We’d like to comment separately on Pierre Marcolini’s truffles. European truffles haven’t turned our head for a couple of decades: even among the best chocolatiers, they often have a certain rich-but-bland sameness, as with chocolate mousse at fine French restaurants. Marcolini’s truffles, like most of his oeuvre, are truly noteworthy. The selection includes:
The Champagne and whiskey truffles definitely assert the presence of alcohol—as they should. That’s why they’re head-turners. Too often, confections called “Champagne truffles” provide not much more than sweet romantic illusion. If we were re-enacting the Jean Harlow scene from “Dinner at Eight,” lounging in bed in a white satin negligee with a box of bonbons, they’d be Marcolini Truffes Champagne—perhaps the best Champagne truffle we’ll ever eat.

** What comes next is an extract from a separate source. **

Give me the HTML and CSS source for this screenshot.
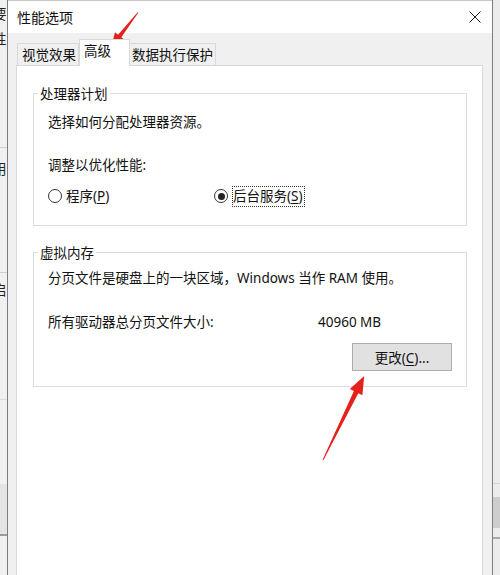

THE NIBBLE has already written extensively about Pierre Marcolini’s exceptional chocolate bars. We admire the bars of perhaps a dozen great chocolatiers, but these are among our favorites. Again employing that yin-and-yang balance of assertiveness and refinement that is Pierre Marcolini, they have all of the flavor rush, nuance and complexity without being an intellectual exercise that is as much thought and focus as pleasure eating—“library chocolate,” as many of the great bars are called.
Even when you don’t feel like you should be eating chocolates...surely, you deserve a guimauve. Buy at least two bags, because if you don’t, we bet you two bags that you will say, “I should have bought more.”
We do not worship false gods, but we worship the talent, passion, and confections of Pierre Marcolini.